Indeed, last year a colleague and climbing partner of Richard’s, the experienced American guide Tyler Anderson, died just a few hundred feet above where we are standing – the first mountaineer, Richard believes, to perish in the Cordillera Blanca as a result of climate change. It is notable that the accident happened as Anderson was guiding clients up a mountain that he knew well and was, for a climber of his abilities, little more than an energetic stroll.

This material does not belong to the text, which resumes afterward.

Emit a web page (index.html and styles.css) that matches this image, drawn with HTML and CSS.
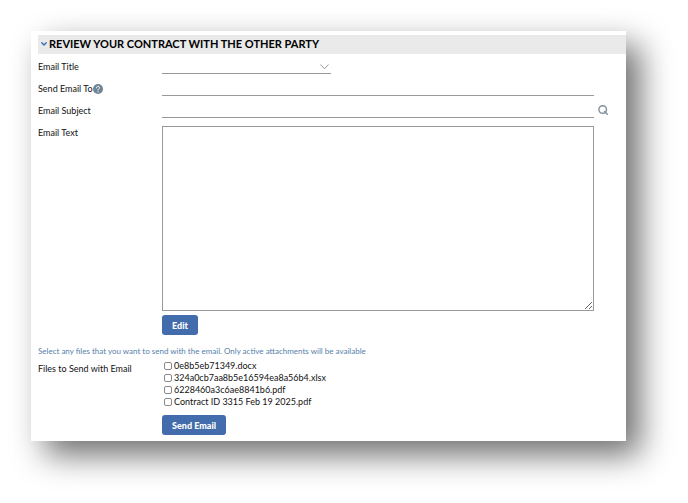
FILE: index.html
```html
<!DOCTYPE html>
<html lang="en">
<head>
    <meta charset="UTF-8">
    <meta name="viewport" content="width=device-width, initial-scale=1.0">
    <title>Review Your Contract</title>
    <link rel="stylesheet" href="styles.css">
</head>
<body>

<form class="panel">
    <h1 class="panel-title">
        <svg class="toggle" viewBox="0 0 6 4"><path d="M.8 .8 3 3 5.2 .8"/></svg>
        Review your contract with the other party
    </h1>

    <div class="row">
        <label for="emailTitle">Email Title</label>
        <div class="field">
            <select id="emailTitle" class="line short"><option></option></select>
            <svg class="arrow" viewBox="0 0 9 6"><path d="M.7 .8 4.5 4.8 8.3 .8"/></svg>
        </div>
    </div>

    <div class="row">
        <label for="sendTo">Send Email To<svg class="help" viewBox="0 0 10 10"><circle cx="5" cy="5" r="5"/><path d="M3.4 3.9C3.4 1.8 6.6 1.8 6.6 3.8 6.6 4.9 5 4.9 5 6M5 7.6V8"/></svg></label>
        <div class="field">
            <input id="sendTo" class="line" type="text">
        </div>
    </div>

    <div class="row">
        <label for="emailSubject">Email Subject</label>
        <div class="field">
            <input id="emailSubject" class="line" type="text">
        </div>
        <button class="search" type="button" aria-label="Search">
            <svg viewBox="0 0 10 10"><circle cx="4.7" cy="4.5" r="3.8"/><path d="M6.6 6.6 9.3 9.3"/></svg>
        </button>
    </div>

    <div class="row">
        <label for="emailText">Email Text</label>
        <div class="field">
            <textarea id="emailText"></textarea>
            <button class="btn" type="button">Edit</button>
        </div>
    </div>

    <p class="note">Select any files that you want to send with the email. Only active attachments will be available</p>

    <div class="row files">
        <span class="caption" id="filesLabel">Files to Send with Email</span>
        <div class="field" role="group" aria-labelledby="filesLabel">
            <label class="file"><input type="checkbox">0e8b5eb71349.docx</label>
            <label class="file"><input type="checkbox">324a0cb7aa8b5e16594ea8a56b4.xlsx</label>
            <label class="file"><input type="checkbox">6228460a3c6ae8841b6.pdf</label>
            <label class="file"><input type="checkbox">Contract ID 3315 Feb 19 2025.pdf</label>
            <button class="btn" type="submit">Send Email</button>
        </div>
    </div>
</form>

</body>
</html>
```

FILE: styles.css
```css
* {
    box-sizing: border-box;
}

body {
    margin: 0;
    padding: 31px 62px 62px 31px;
    color: #111;
    font-family: Lato, sans-serif;
    font-size: 9px;
    line-height: 12px;
}

.panel {
    position: relative;
    z-index: 0;
    padding: 4px 0 6px 7px;
}

/* soft drop shadow, then the white sheet over it */
.panel::before,
.panel::after {
    content: "";
    position: absolute;
    inset: 0;
    z-index: -1;
    background-color: #fff;
}

.panel::before {
    inset: 14px -14px -14px 14px;
    z-index: -2;
    background-color: rgba(0, 0, 0, 0.57);
    filter: blur(16px);
}

.panel-title {
    display: flex;
    align-items: center;
    gap: 2px;
    height: 19px;
    margin: 0 0 4px;
    padding: 0 0 1px 3px;
    background-color: #eaeaea;
    color: #000;
    font-size: 11px;
    font-weight: 700;
    text-transform: uppercase;
}

svg {
    fill: none;
    stroke-linecap: round;
    stroke-linejoin: round;
}

.toggle {
    width: 6px;
    height: 4px;
    stroke: #2f66b5;
    stroke-width: 1.3;
}

.row {
    display: grid;
    grid-template-columns: 124px 1fr 32px;
    margin-bottom: 6px;
}

.row > label,
.caption {
    padding-top: 3px;
}

.field {
    position: relative;
}

.line {
    display: block;
    width: 100%;
    height: 16px;
    padding: 0 2px;
    border: 0;
    border-bottom: 1px solid #999;
    border-radius: 0;
    background: none;
    font: inherit;
    outline: none;
}

.short {
    width: 169px;
    appearance: none;
}

.arrow {
    position: absolute;
    top: 6px;
    left: 158px;
    width: 9px;
    height: 6px;
    stroke: #999;
    pointer-events: none;
}

.help {
    width: 10px;
    height: 10px;
    vertical-align: -2px;
    stroke: #fff;
}

.help circle {
    fill: #6f8494;
    stroke: none;
}

.search {
    width: 10px;
    height: 10px;
    margin: 3px 0 0 4px;
    padding: 0;
    border: 0;
    background: none;
    cursor: pointer;
}

.search svg {
    display: block;
    stroke: #7d909d;
    stroke-width: 1.4;
}

textarea {
    display: block;
    width: 100%;
    height: 185px;
    margin: 2px 0 4px;
    border: 1px solid #999;
    font: inherit;
    outline: none;
}

.btn {
    display: block;
    height: 20px;
    padding: 0 10px;
    border: 0;
    border-radius: 3px;
    background-color: #426cab;
    color: #fff;
    font-family: inherit;
    font-size: 9px;
    font-weight: 900;
    cursor: pointer;
}

.note {
    margin: 10px 0 3px;
    color: #5580ab;
    font-size: 8px;
}

.files {
    margin-bottom: 0;
}

.file {
    display: flex;
    align-items: center;
    gap: 2px;
}

.file input {
    width: 8px;
    height: 8px;
    margin: 0 0 0 2px;
    appearance: none;
    border: 1px solid #888;
    border-radius: 2px;
}

.file input:checked {
    background-color: #426cab;
}

.files .btn {
    margin-top: 7px;
}
```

No one knows for sure but Anderson, 37, appears to have succumbed as a huge area of the glacier around a crevasse spontaneously collapsed. He fell 60ft and suffered massive injuries including a broken neck. “That crevasse was not normal,” says Richard, who participated in the recovery of his friend’s body. “There was a labyrinth of holes within the glacier. I have never seen anything like that before.”

Yet the dangers of the Cordillera Blanca’s shifting landscape potentially affect far more than the climbing community. As they melt, glaciers lose their traction with the mountainside, increasing the risk of massive, unnatural avalanches. Meanwhile, the increasing run-off is forming vast alpine lakes in danger of catastrophically bursting their banks high above towns and villages along the valley floor. The risk is heightened by the possibility of an avalanche or rock-fall into the lakes. It bears remembering that the region is highly seismic.

One lake, Palcacocha, threatens the regional capital of Huaraz, with a population of 120,000. Its current volume of 17 million cubic meters is 34 times greater than in the 1970s and officials have since 2009 continuously categorized Palcacocha as being at “high risk” of overflowing. That threat arouses powerful emotions in a region that still vividly recalls how a 1970 quake triggered a massive slide of rocks and ice that wiped out the town of Yungay, killing a mind-boggling 25,000 people.

As we slowly move upwards, the glacier appears to recover. Eventually, most of its surface is a uniform expanse of white, broken only by the barely visible long, thin crevasses that occur normally as Yanapaqcha inches its way down the mountain. But even here, there appear occasional, incongruous sinkholes randomly scattered around the glacier.

Above us rises the imposing granite face of the southern peak of Huascaran, Peru’s highest summit at 22,205ft. But again, things are not as they seem. Richard notes how, just three years ago, the face was almost entirely covered by deep snow and ice. Climate change has now made this steep wall too slippery for snow to accumulate.

The shifts in the landscape are now coming so quickly that Richard sees them from one season to another. “I cannot even imagine how the Cordillera Blanca will be in 10 years time,” he says. Although Huascaran’s two summits and the vast col between them, at 20,000ft, remain blanketed, scientists believe that the mountain may be snow-free by mid-century. If that happens, then the White Range will suffer the final indignity of its name becoming nothing more than an antiquated misnomer.